## Aim:
Leave out the pictures, and retype only the lines from the beginning of the material through the line that contains "string; planned: string;", including both.
== == ==
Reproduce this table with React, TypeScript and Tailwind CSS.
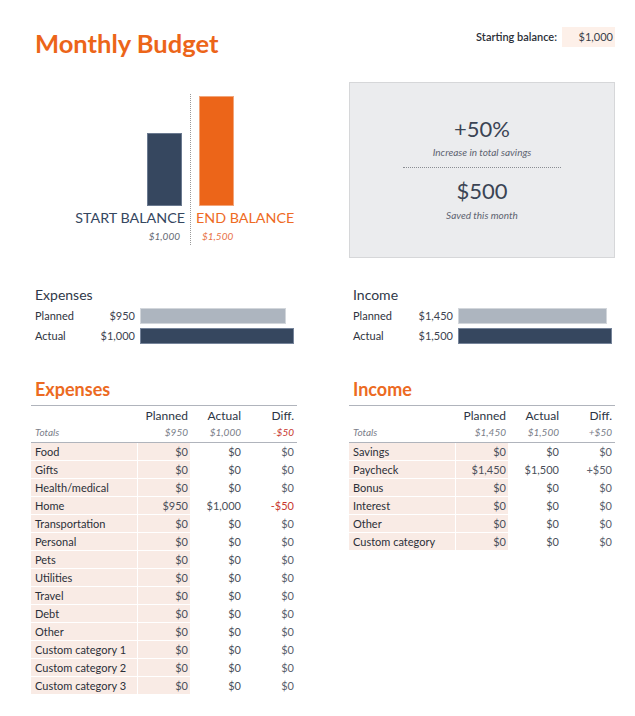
import React from 'react';

type Row = { name: string; planned: string; actual: string; diff: string; neg?: boolean };

const expenseRows: Row[] = [
  { name: 'Food', planned: '$0', actual: '$0', diff: '$0' },
  { name: 'Gifts', planned: '$0', actual: '$0', diff: '$0' },
  { name: 'Health/medical', planned: '$0', actual: '$0', diff: '$0' },
  { name: 'Home', planned: '$950', actual: '$1,000', diff: '-$50', neg: true },
  { name: 'Transportation', planned: '$0', actual: '$0', diff: '$0' },
  { name: 'Personal', planned: '$0', actual: '$0', diff: '$0' },
  { name: 'Pets', planned: '$0', actual: '$0', diff: '$0' },
  { name: 'Utilities', planned: '$0', actual: '$0', diff: '$0' },
  { name: 'Travel', planned: '$0', actual: '$0', diff: '$0' },
  { name: 'Debt', planned: '$0', actual: '$0', diff: '$0' },
  { name: 'Other', planned: '$0', actual: '$0', diff: '$0' },
  { name: 'Custom category 1', planned: '$0', actual: '$0', diff: '$0' },
  { name: 'Custom category 2', planned: '$0', actual: '$0', diff: '$0' },
  { name: 'Custom category 3', planned: '$0', actual: '$0', diff: '$0' },
];

const incomeRows: Row[] = [
  { name: 'Savings', planned: '$0', actual: '$0', diff: '$0' },
  { name: 'Paycheck', planned: '$1,450', actual: '$1,500', diff: '+$50' },
  { name: 'Bonus', planned: '$0', actual: '$0', diff: '$0' },
  { name: 'Interest', planned: '$0', actual: '$0', diff: '$0' },
  { name: 'Other', planned: '$0', actual: '$0', diff: '$0' },
  { name: 'Custom category', planned: '$0', actual: '$0', diff: '$0' },
];

const BAR_MAX = 154;

const Summary = ({ title, planned, actual }: { title: string; planned: number; actual: number }) => {
  const max = Math.max(planned, actual);
  const fmt = (n: number) => '$' + n.toLocaleString('en-US');
  const rows = [
    { label: 'Planned', value: planned, bar: 'bg-[#adb5bf] border-[#d2d6db]' },
    { label: 'Actual', value: actual, bar: 'bg-[#36475f] border-[#76849a]' },
  ];

  return (
    <div className="flex flex-col">
      <div className="pl-[4px] text-[14px] leading-[18px] text-[#2f3848]">{title}</div>
      <div className="mt-[4px] flex flex-col gap-y-[4px]">
        {rows.map((r) => (
          <div key={r.label} className="flex h-[16px] items-center text-[11px] text-[#2f3440]">
            <div className="flex w-[109px] pr-[5px]">
              <span className="flex-1 pl-[4px]">{r.label}</span>
              <span className="text-[#3d4350]">{fmt(r.value)}</span>
            </div>
            <div
              className={`h-[16px] border ${r.bar}`}
              style={{ width: Math.round((r.value / max) * BAR_MAX) }}
            />
          </div>
        ))}
      </div>
    </div>
  );
};

const BudgetTable = ({
  title,
  totals,
  rows,
}: {
  title: string;
  totals: { planned: string; actual: string; diff: string; neg?: boolean };
  rows: Row[];
}) => (
  <div className="flex flex-col">
    <div className="pl-[4px] text-[18px] font-bold leading-[22px] text-[#ec6a22]">{title}</div>

    <div className="mt-[5px] border-t border-b border-[#b0b4bc]">
      <div className="grid h-[18px] grid-cols-[107px_52px_53px_54px] pt-[2px] text-[12px] leading-[16px] text-[#2c3444]">
        <span />
        <span className="pr-[2px] text-right">Planned</span>
        <span className="pr-[2px] text-right">Actual</span>
        <span className="pr-[3px] text-right">Diff.</span>
      </div>
      <div className="grid h-[18px] grid-cols-[107px_52px_53px_54px] text-[10px] italic leading-[16px] text-[#7b808a]">
        <span className="pl-[4px]">Totals</span>
        <span className="pr-[2px] text-right">{totals.planned}</span>
        <span className="pr-[2px] text-right">{totals.actual}</span>
        <span className={`pr-[3px] text-right ${totals.neg ? 'text-[#c8372d]' : ''}`}>{totals.diff}</span>
      </div>
    </div>

    <div className="flex flex-col">
      {rows.map((r) => (
        <div
          key={r.name}
          className="grid h-[18px] grid-cols-[107px_52px_53px_54px] border-b border-white text-[11px] leading-[17px]"
        >
          <span className="border-r border-white bg-[#f9ebe5] pl-[4px] text-[#2b2f38]">{r.name}</span>
          <span className="bg-[#f9ebe5] pr-[2px] text-right text-[#4a4f5a]">{r.planned}</span>
          <span className="pr-[2px] text-right text-[#4a4f5a]">{r.actual}</span>
          <span className={`pr-[3px] text-right ${r.neg ? 'text-[#c8372d]' : 'text-[#5a606c]'}`}>{r.diff}</span>
        </div>
      ))}
    </div>
  </div>
);

const App = () => {
  const start = 1000;
  const end = 1500;
  const chartMax = 110;

  return (
    <div
      className="min-h-[716px] w-[635px] bg-white pl-[31px] pt-[27px]"
      style={{ fontFamily: 'Lato, "Noto Sans", sans-serif' }}
    >
      <div className="flex w-[584px] flex-col">
        {/* header */}
        <div className="flex items-start justify-between">
          <h1 className="mt-[1px] pl-[4px] text-[25.5px] font-bold leading-[30px] text-[#ec6519]">Monthly Budget</h1>
          <div className="flex items-center gap-x-[5px] text-[11px]">
            <span className="font-semibold text-[#2b2f38]">Starting balance:</span>
            <span className="flex h-[20px] w-[53px] items-center justify-end bg-[#fdf0e9] pr-[2px] text-[#3a3f4a]">
              $1,000
            </span>
          </div>
        </div>

        {/* chart + savings */}
        <div className="mt-[24px] flex items-start gap-x-[52px]">
          <div className="w-[266px]">
            <div className="mt-[12px] flex whitespace-nowrap">
              <div className="flex w-[159px] flex-col items-end pr-[5px]">
                <div className="flex h-[112px] items-end">
                  <div
                    className="mr-[3px] w-[35px] border border-[#6b7a90] bg-[#36475f]"
                    style={{ height: Math.round((start / end) * chartMax) }}
                  />
                </div>
                <div className="mt-[3px] text-[14.3px] leading-[18px] text-[#36475f]">START BALANCE</div>
                <div className="mr-[5px] mt-[2px] text-[10px] italic leading-[14px] text-[#666b75]">$1,000</div>
              </div>
              <div className="flex flex-col border-l border-dotted border-[#9a9a9a] pb-[2px] pl-[5px]">
                <div className="flex h-[112px] items-end">
                  <div
                    className="ml-[3px] w-[35px] border border-[#f2a57a] bg-[#ec6519]"
                    style={{ height: chartMax }}
                  />
                </div>
                <div className="mt-[3px] text-[14.3px] leading-[18px] text-[#ee6a24]">END BALANCE</div>
                <div className="ml-[6px] mt-[2px] text-[10px] italic leading-[14px] text-[#e8734a]">$1,500</div>
              </div>
            </div>
          </div>

          <div className="flex h-[176px] w-[266px] flex-col items-center border border-[#d6d7d9] bg-[#ebecee] pt-[33px] text-[#3b4454]">
            <div className="text-[22px] leading-[26px]">+50%</div>
            <div className="mt-[3px] text-[10px] italic leading-[14px] text-[#5d6370]">Increase in total savings</div>
            <div className="mt-[8px] w-[158px] border-t border-dotted border-[#8a8d93]" />
            <div className="mt-[10px] text-[22px] leading-[26px]">$500</div>
            <div className="mt-[4px] text-[10px] italic leading-[14px] text-[#5d6370]">Saved this month</div>
          </div>
        </div>

        {/* summaries */}
        <div className="mt-[28px] flex gap-x-[52px]">
          <div className="w-[266px]">
            <Summary title="Expenses" planned={950} actual={1000} />
          </div>
          <div className="w-[266px]">
            <Summary title="Income" planned={1450} actual={1500} />
          </div>
        </div>

        {/* tables */}
        <div className="mt-[34px] flex items-start gap-x-[52px]">
          <div className="w-[266px]">
            <BudgetTable
              title="Expenses"
              totals={{ planned: '$950', actual: '$1,000', diff: '-$50', neg: true }}
              rows={expenseRows}
            />
          </div>
          <div className="w-[266px]">
            <BudgetTable
              title="Income"
              totals={{ planned: '$1,450', actual: '$1,500', diff: '+$50' }}
              rows={incomeRows}
            />
          </div>
        </div>
      </div>
    </div>
  );
};

export default App;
== == ==
## Solution for this exercise:
Reproduce this table with React, TypeScript and Tailwind CSS.
import React from 'react';

type Row = { name: string; planned: string; actual: string; diff: string; neg?: boolean };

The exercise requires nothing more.